Mahfuz juga menjelaskan bahwa sebelum putusan ini, hanya partai politik yang memiliki kursi di DPRD yang diberi hak untuk mencalonkan kandidat dalam pilkada. “Sekarang yang tidak punya kursi juga dikasih kesempatan. Kami menyampaikan apresiasi putusan MK soal ini,” tambahnya.
Namun, tidak hanya berhenti di situ, MK juga mengambil langkah yang lebih jauh dengan mengabulkan sebagian permohonan pemohon dan menetapkan norma baru terkait persyaratan pendaftaran calon kepala daerah di tingkat provinsi, kabupaten, dan kota. Keputusan ini, meski membawa angin segar bagi demokrasi, juga menimbulkan beberapa pertanyaan dan tantangan baru.

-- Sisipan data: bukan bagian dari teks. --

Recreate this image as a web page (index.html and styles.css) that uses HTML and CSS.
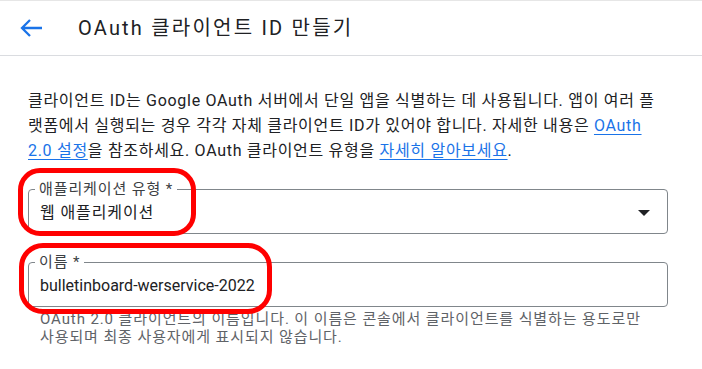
FILE: index.html
```html
<!DOCTYPE html>
<html lang="ko">
<head>
  <meta charset="UTF-8" />
  <meta name="viewport" content="width=device-width, initial-scale=1" />
  <title>OAuth 클라이언트 ID 만들기</title>
  <link rel="stylesheet" href="styles.css">
</head>
<body>
  <header class="topbar">
    <button class="back" aria-label="뒤로">
      <svg width="24" height="20" viewBox="0 0 24 20" aria-hidden="true">
        <path d="M2 10 H22 M10 2 L2 10 L10 18" fill="none" stroke="#1a73e8" stroke-width="2.3" />
      </svg>
    </button>
    <h1>OAuth 클라이언트 ID 만들기</h1>
  </header>

  <main class="content">
    <p class="intro">
      클라이언트 ID는 Google OAuth 서버에서 단일 앱을 식별하는 데 사용됩니다. 앱이 여러 플<br>랫폼에서 실행되는 경우 각각 자체 클라이언트 ID가 있어야 합니다. 자세한 내용은 <a href="#">OAuth<br>2.0 설정</a>을 참조하세요. OAuth 클라이언트 유형을 <a href="#">자세히 알아보세요</a>.
    </p>

    <fieldset class="field">
      <legend>애플리케이션 유형 *</legend>
      <div class="field-row">
        <span class="value value-ko">웹 애플리케이션</span>
        <span class="caret"></span>
      </div>
    </fieldset>

    <fieldset class="field field-name">
      <legend>이름 *</legend>
      <div class="field-row">
        <span class="value">bulletinboard-werservice-2022</span>
      </div>
    </fieldset>
    <p class="hint">OAuth 2.0 클라이언트의 이름입니다. 이 이름은 콘솔에서 클라이언트를 식별하는 용도로만<br>사용되며 최종 사용자에게 표시되지 않습니다.</p>

    <div class="mark mark-type"></div>
    <div class="mark mark-name"></div>
  </main>
</body>
</html>
```

FILE: styles.css
```css
body {
  margin: 0;
  font-family: Roboto, 'Noto Sans CJK KR', sans-serif;
  background-color: #fff;
  color: #202124;
}
.topbar {
  height: 54px;
  display: flex;
  align-items: center;
  border-top: 1px solid #e6e6e6;
  border-bottom: 1px solid #dadce0;
}
.back {
  background: none;
  border: none;
  padding: 0;
  margin: 0 0 0 20px;
  width: 24px;
  height: 20px;
  cursor: pointer;
}
.back svg {
  display: block;
}
h1 {
  margin: 0 0 0 34px;
  font-size: 20px;
  font-weight: 400;
  line-height: 28px;
  letter-spacing: 2.2px;
  color: #202124;
}
.content {
  position: relative;
  padding: 32px 0 0 28px;
  width: 640px;
}
.intro {
  margin: 0;
  width: 660px;
  font-size: 16px;
  line-height: 25px;
  letter-spacing: 0.7px;
}
.intro a {
  color: #1a73e8;
  text-decoration: underline;
  text-underline-offset: 3px;
}
.field {
  margin: 18px 0 0;
  padding: 0 17px 10px 11px;
  border: 1px solid #80868b;
  border-radius: 4px;
  min-width: 0;
}
.field legend {
  margin-left: -5px;
  padding: 0 4px;
  font-size: 15px;
  line-height: 16px;
  letter-spacing: 0.9px;
  color: #3c4043;
}
.field-row {
  display: flex;
  align-items: center;
  justify-content: space-between;
  height: 20px;
  padding-top: 6px;
}
.value {
  font-size: 16px;
  line-height: 20px;
  color: #202124;
}
.value-ko {
  letter-spacing: 0.9px;
}
.caret {
  width: 0;
  height: 0;
  border-left: 6px solid transparent;
  border-right: 6px solid transparent;
  border-top: 6px solid #202124;
}
.field-name {
  margin-top: 20px;
}
.hint {
  margin: 3px 0 0;
  padding-left: 12px;
  width: 660px;
  font-size: 15px;
  line-height: 18px;
  letter-spacing: 0.9px;
  color: #5f6368;
}
.mark {
  position: absolute;
  border: 5px solid #f00;
  border-radius: 22px;
}
.mark-type {
  left: 18px;
  top: 112px;
  width: 168px;
  height: 58px;
}
.mark-name {
  left: 19px;
  top: 187px;
  width: 243px;
  height: 61px;
  border-radius: 24px;
}
```
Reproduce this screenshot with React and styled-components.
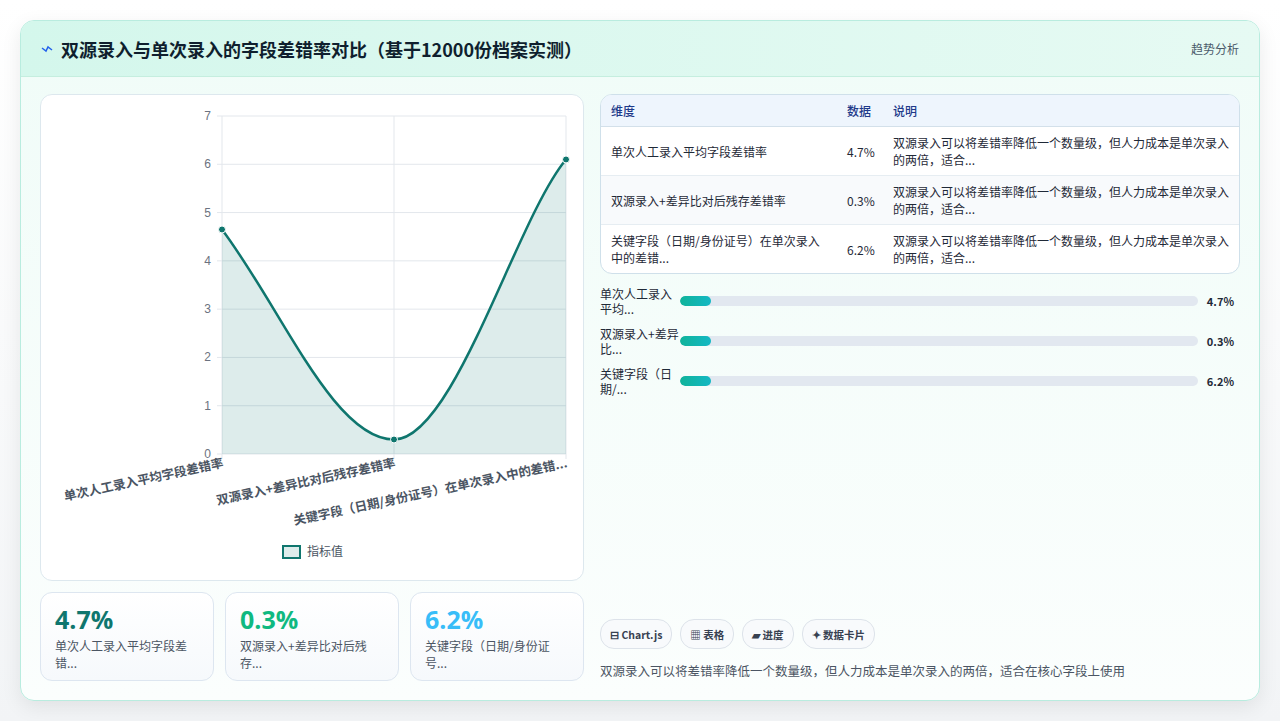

Menanggapi putusan tersebut, Partai Gelora sebagai salah satu pemohon menyampaikan lima sikap utama:
- Menerima Putusan MK: Partai Gelora sepenuhnya menerima keputusan MK yang menghapus ketentuan dalam Pasal 40 Ayat 3 UU Pilkada, yang sebelumnya membatasi pengusulan calon kepala daerah hanya bagi partai politik yang memiliki kursi di DPRD. Menurut Mahfuz, putusan ini merupakan kemenangan besar bagi partai-partai yang selama ini berjuang agar suaranya didengar dan diakui secara konstitusional.
- Mempertanyakan Penghapusan Ambang Batas: Meski menerima putusan tersebut, Partai Gelora juga mempertanyakan keputusan MK yang menghapus ketentuan mengenai ambang batas (threshold) pencalonan kepala daerah, yakni 20% kursi dan/atau 25% suara. MK menetapkan norma baru terkait syarat pencalonan berdasarkan jumlah penduduk dan persentase suara sah partai, yang ironisnya, tidak termasuk dalam permohonan uji materi yang diajukan.
- Menyoroti Tindakan Ultra Petita: Partai Gelora juga menyoroti bahwa MK telah melakukan tindakan ultra petita—memutuskan hal di luar permohonan yang diajukan—dengan mengatur objek perkara yang tidak diajukan oleh pemohon, khususnya terkait Pasal 40 Ayat 1 UU Pilkada. Sikap ini menunjukkan keprihatinan akan potensi adanya keputusan yang keluar dari konteks gugatan awal.
- Ketidakpastian Hukum Baru: Partai Gelora menilai bahwa pengaturan norma baru oleh MK terkait persyaratan pencalonan kepala daerah telah menimbulkan ketidakpastian hukum baru. Hal ini dikhawatirkan dapat mengganggu stabilitas dan kejelasan dalam proses pilkada ke depan.
- Mendorong Legislasi Proaktif: Sebagai langkah konkret menyikapi putusan yang dinilai ultra petita dan menimbulkan ketidakpastian hukum ini, Partai Gelora mengusulkan agar DPR RI dan KPU RI segera mengambil langkah-langkah legislasi yang tepat. Tujuannya adalah untuk memastikan bahwa proses pilkada dapat berjalan dengan lebih teratur dan konstitusional.
Sebagai latar belakang, Partai Buruh dan Partai Gelora mengajukan uji materi terhadap Pasal 40 Ayat 1 UU No.10 Tahun 2016 tentang Perubahan Kedua atas UU No.1 Tahun 2014 terkait Pemilihan Gubernur, Bupati, dan Walikota. Permohonan tersebut diajukan ke MK pada 20 Mei 2024, dengan Said Salahudin MH dan Imam Nasef SH, MK dkk sebagai kuasa hukum.
Permohonan ini diterima oleh Rifqi Setiadi, petugas pendaftaran perkara di MK, pada Selasa, 21 Mei 2024, pukul 13.53 WIB, dengan tanda terima bernomor NO.68-1/PUU/PAN.MK/AP3.